Having given the guidance the FCA will feel justified in taking umbrage if the guidance is flouted. Whilst it is for the court rather than the FCA to approve the transfer, a court would take seriously any reservations the FCA expressed about the quality of information given to investors or the qualifications or independence of the independent expert and so the main threat would be that the FCA would raise points at the hearing. In serious cases where the FCA considered that its guidance was being ignored the FCA might take further action on more general grounds such as a failure to treat customers fairly, but this is probably a less likely outcome than the outcome that the FCA could cause the transfer to be aborted or at least adjourned.
What should lawyers advise their clients in light of the guidance?
Read the guidance! Lawyers may wish to create templated checklists to ensure that the main elements of the guidance have been followed (or if there is a reason to deport from any element of the guidance that the reason is noted and discussed with the FCA.

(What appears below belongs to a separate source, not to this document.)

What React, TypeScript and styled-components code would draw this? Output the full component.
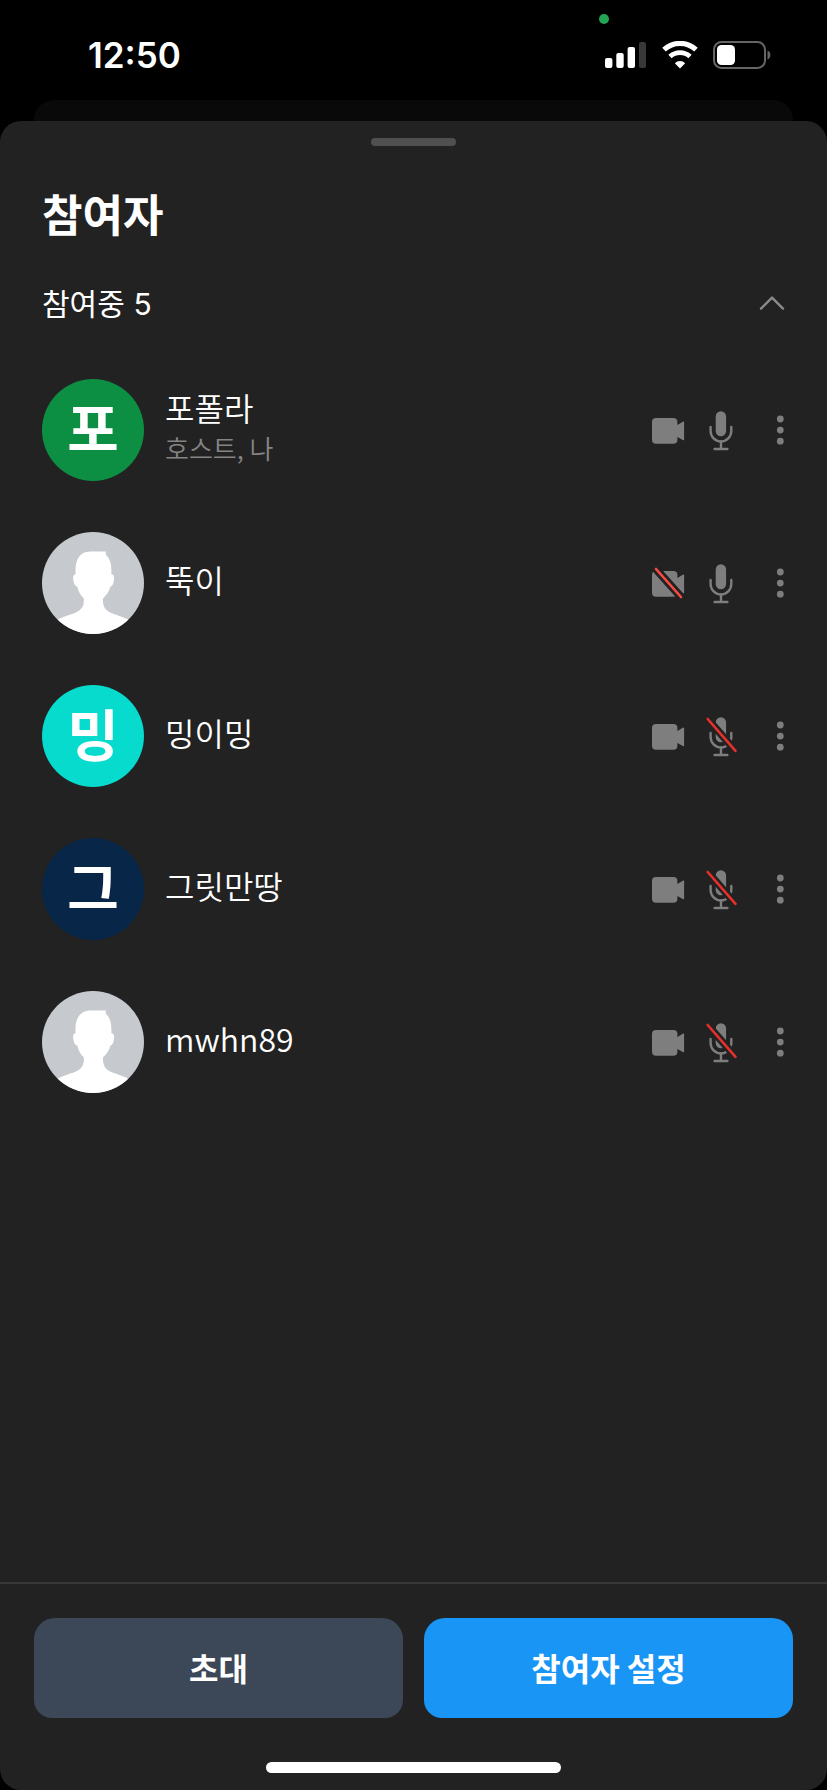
import React, { useState } from "react";
import styled, { createGlobalStyle } from "styled-components";

const SHEET = "#222222";
const ICON = "#7e7e7e";

const GlobalStyle = createGlobalStyle`
  * { box-sizing: border-box; }
  body {
    margin: 0;
    background: #000;
    color: #fff;
    font-family: "Noto Sans CJK KR", sans-serif;
  }
  button {
    margin: 0;
    padding: 0;
    border: 0;
    background: none;
    color: inherit;
    font: inherit;
    cursor: pointer;
  }
  svg { display: block; }
`;

const Screen = styled.div`
  display: flex;
  flex-direction: column;
  min-height: 100vh;
`;

const StatusBar = styled.header`
  position: relative;
  display: flex;
  align-items: center;
  justify-content: space-between;
  height: 100px;
  padding: 10px 56px 0 88px;
`;

const Time = styled.time`
  font: 600 35px/40px Inter, sans-serif;
`;

const StatusIcons = styled.div`
  display: flex;
  align-items: center;
  gap: 15px;
`;

const CameraDot = styled.span`
  position: absolute;
  top: 14px;
  right: 218px;
  width: 10px;
  height: 10px;
  border-radius: 50%;
  background: #23a455;
`;

const BackCard = styled.div`
  height: 21px;
  margin: 0 34px;
  border-radius: 20px 20px 0 0;
  background: #090909;
`;

const Sheet = styled.main`
  flex: 1;
  display: flex;
  flex-direction: column;
  padding-top: 17px;
  border-radius: 21px;
  background: ${SHEET};
`;

const Grabber = styled.div`
  align-self: center;
  width: 85px;
  height: 8px;
  border-radius: 4px;
  background: #505050;
`;

const Title = styled.h1`
  margin: 35px 42px 0;
  font-size: 44px;
  line-height: 64px;
  font-weight: 700;
`;

const SectionHeader = styled.div`
  display: flex;
  align-items: center;
  justify-content: space-between;
  margin-top: 35px;
  padding: 0 42px;
`;

const SectionTitle = styled.h2`
  margin: 0;
  font-size: 30px;
  line-height: 44px;
  font-weight: 400;
`;

const Count = styled.span`
  margin-left: 2px;
  font-family: Inter, sans-serif;
`;

const List = styled.ul`
  flex: 1;
  display: flex;
  flex-direction: column;
  gap: 51px;
  margin: 0;
  padding: 53px 39px 53px 42px;
  list-style: none;
`;

const Row = styled.li`
  display: flex;
  align-items: center;
`;

const Avatar = styled.div<{ $color: string }>`
  flex: none;
  width: 102px;
  height: 102px;
  border-radius: 50%;
  overflow: hidden;
  background: ${(p) => p.$color};
  font-size: 56px;
  line-height: 94px;
  font-weight: 700;
  text-align: center;
`;

const Info = styled.div`
  flex: 1;
  min-width: 0;
  padding: 0 20px 8px 21px;
`;

const Name = styled.div`
  font-size: 32px;
  line-height: 44px;
  font-weight: 350;
`;

const Role = styled.div`
  font-size: 26px;
  line-height: 38px;
  font-weight: 350;
  color: #858585;
`;

const Controls = styled.div`
  display: flex;
  align-items: center;
  gap: 16px;
`;

const MoreButton = styled.button`
  margin-left: 15px;
`;

const Footer = styled.footer`
  display: flex;
  flex-direction: column;
  align-items: center;
  border-top: 2px solid #383838;
  padding: 34px 34px 17px;
`;

const Actions = styled.div`
  display: flex;
  gap: 21px;
  width: 100%;
`;

const ActionButton = styled.button<{ $primary?: boolean }>`
  flex: 1;
  height: 100px;
  padding-bottom: 2px;
  border-radius: 21px 21px 18px 18px;
  background: ${(p) => (p.$primary ? "#1995f5" : "#3c4858")};
  font-size: 32px;
  line-height: 48px;
  font-weight: 700;
`;

const HomeIndicator = styled.div`
  width: 295px;
  height: 11px;
  margin-top: 44px;
  border-radius: 6px;
  background: #fff;
`;

const Signal = () => (
  <svg width="42" height="28" viewBox="0 0 42 28" fill="#fff" aria-hidden="true">
    <rect x="0" y="17" width="7.4" height="10" rx="2" />
    <rect x="11.3" y="12" width="7.4" height="15" rx="2" />
    <rect x="22.6" y="6" width="7.4" height="21" rx="2" />
    <rect x="34" y="1" width="7" height="26" rx="2" fill="#383838" />
  </svg>
);

const Wifi = () => (
  <svg width="36" height="28" viewBox="0 0 36 28" fill="none" stroke="#fff" aria-hidden="true">
    <path d="M2 8.7a23.5 23.5 0 0 1 32 0" strokeWidth="5.2" />
    <path d="M8 15.6a14.6 14.6 0 0 1 20 0" strokeWidth="4.8" />
    <path d="M18 27.6l-5.2-5.4a7.4 7.4 0 0 1 10.4 0z" fill="#fff" stroke="none" />
  </svg>
);

const Battery = () => (
  <svg width="58" height="28" viewBox="0 0 58 28" aria-hidden="true">
    <rect x="1" y="1" width="51" height="26" rx="7.5" fill="none" stroke="#656565" strokeWidth="2" />
    <rect x="4" y="4" width="18" height="20" rx="4.5" fill="#fff" />
    <path d="M54.5 9.5c3.9 1.6 3.9 7.4 0 9z" fill="#656565" />
  </svg>
);

const ChevronUp = () => (
  <svg width="26" height="16" viewBox="0 0 26 16" fill="none" stroke="#8a8a8a" strokeWidth="2.4" strokeLinecap="round" strokeLinejoin="round" aria-hidden="true">
    <path d="M2 13.6L13 2.6l11 11" />
  </svg>
);

const CameraIcon = ({ off }: { off?: boolean }) => (
  <svg width="34" height="32" viewBox="0 0 34 32" aria-hidden="true">
    <rect x="1" y="4" width="25.4" height="25.8" rx="4" fill={ICON} />
    <path d="M26 11.2l6.2-3.6q.9-.4.9.6v17.4q0 1-.9.6L26 22.8z" fill={ICON} />
    {off && (
      <g strokeLinecap="round">
        <path d="M5 2l25 28" stroke={SHEET} strokeWidth="8" />
        <path d="M5 2l25 28" stroke="#fb4a43" strokeWidth="2.6" />
      </g>
    )}
  </svg>
);

const MicIcon = ({ off }: { off?: boolean }) => (
  <svg width="40" height="42" viewBox="0 0 40 42" aria-hidden="true">
    <rect x="14.7" y="2.2" width="10.4" height="25" rx="5.2" fill={ICON} />
    <g fill="none" stroke={ICON} strokeWidth="2.4" strokeLinecap="round">
      <path d="M9.6 18v4a10.3 10.3 0 0 0 20.7 0v-4" />
      <path d="M20 32.5V40M13.6 40h12.8" />
    </g>
    {off && (
      <g strokeLinecap="round">
        <path d="M6.7 4l27.8 31.8" stroke={SHEET} strokeWidth="7.6" />
        <path d="M6.7 4l27.8 31.8" stroke="#e7302c" strokeWidth="2.6" />
      </g>
    )}
  </svg>
);

const MoreIcon = () => (
  <svg width="16" height="32" viewBox="0 0 16 32" fill={ICON} aria-hidden="true">
    <circle cx="8.3" cy="5" r="3.4" />
    <circle cx="8.3" cy="16.1" r="3.4" />
    <circle cx="8.3" cy="27.2" r="3.4" />
  </svg>
);

const Silhouette = () => (
  <svg width="102" height="102" viewBox="0 0 102 102" fill="#fff" aria-hidden="true">
    <path d="M49 19.500H63.800V22.700C67.800 26.300 69.500 31.100 69.400 40V42.200C71.800 42.400 72.400 44.200 72.100 47.600C71.700 51.600 70.300 54.200 68.300 54.800C67 59.600 64.700 63.200 61.100 66.200C60.700 71.200 61.300 76.200 66.500 79.600C72 83 80 84 86.500 88V102H15V88C21.500 84 30 82.700 35.700 79.400C41.300 76 42.300 72 41.700 66.200C38.300 63.200 36.500 59.600 35.400 54.800C33.200 54.200 31.600 51.600 31.200 47.600C30.900 44.200 31.500 42.400 33.600 42.200C33.400 37 33.500 32.800 34.800 29.200C37 22.600 42 19.500 49 19.500Z" />
  </svg>
);

type Participant = {
  name: string;
  role?: string;
  initial?: string;
  color: string;
  cameraOff?: boolean;
  micOff?: boolean;
};

const participants: Participant[] = [
  { name: "포폴라", role: "호스트, 나", initial: "포", color: "#0c8f42" },
  { name: "뚝이", color: "#c6cace", cameraOff: true },
  { name: "밍이밍", initial: "밍", color: "#06dbce", micOff: true },
  { name: "그릿만땅", initial: "그", color: "#072648", micOff: true },
  { name: "mwhn89", color: "#c6cace", micOff: true },
];

export default function App() {
  const [open, setOpen] = useState(true);
  return (
    <Screen>
      <GlobalStyle />
      <StatusBar>
        <Time>12:50</Time>
        <CameraDot />
        <StatusIcons>
          <Signal />
          <Wifi />
          <Battery />
        </StatusIcons>
      </StatusBar>
      <BackCard />
      <Sheet>
        <Grabber />
        <Title>참여자</Title>
        <SectionHeader>
          <SectionTitle>
            참여중 <Count>5</Count>
          </SectionTitle>
          <button type="button" aria-label="참여중 목록" aria-expanded={open} onClick={() => setOpen(!open)}>
            <ChevronUp />
          </button>
        </SectionHeader>
        <List>
          {open &&
            participants.map((p) => (
              <Row key={p.name}>
                <Avatar $color={p.color}>{p.initial ?? <Silhouette />}</Avatar>
                <Info>
                  <Name>{p.name}</Name>
                  {p.role && <Role>{p.role}</Role>}
                </Info>
                <Controls>
                  <button type="button" aria-label="카메라">
                    <CameraIcon off={p.cameraOff} />
                  </button>
                  <button type="button" aria-label="마이크">
                    <MicIcon off={p.micOff} />
                  </button>
                  <MoreButton type="button" aria-label="더보기">
                    <MoreIcon />
                  </MoreButton>
                </Controls>
              </Row>
            ))}
        </List>
        <Footer>
          <Actions>
            <ActionButton type="button">초대</ActionButton>
            <ActionButton type="button" $primary>
              참여자 설정
            </ActionButton>
          </Actions>
          <HomeIndicator />
        </Footer>
      </Sheet>
    </Screen>
  );
}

Where does this fit with other developments with the FCA/within the insurance sector?
The implementation of Solvency II has put a renewed focus on insurer's balance sheets and insurance transfers often present an attractive solution for balance sheet restructuring. The FCA clearly sees that there will be a continued appetite for transfers and is seeking to reduce its requirement to make representations in relation to poorly conducted processes by nipping problems in the bud by issuing more detailed guidance.
Are there any particular issues/concerns for trustees or members of pension schemes or for buy-in/buy-out activity?
This paper is essentially about procedure rather than content and so it does not of itself raise any major issues. Insurance transfers will remain an important tool for trustees of pensions schemes to manage risks. Members will remain protected by a procedure that is there to protect their interests. All that will change, assuming the draft guidance is confirmed, is that the FCA's expectations are clearer.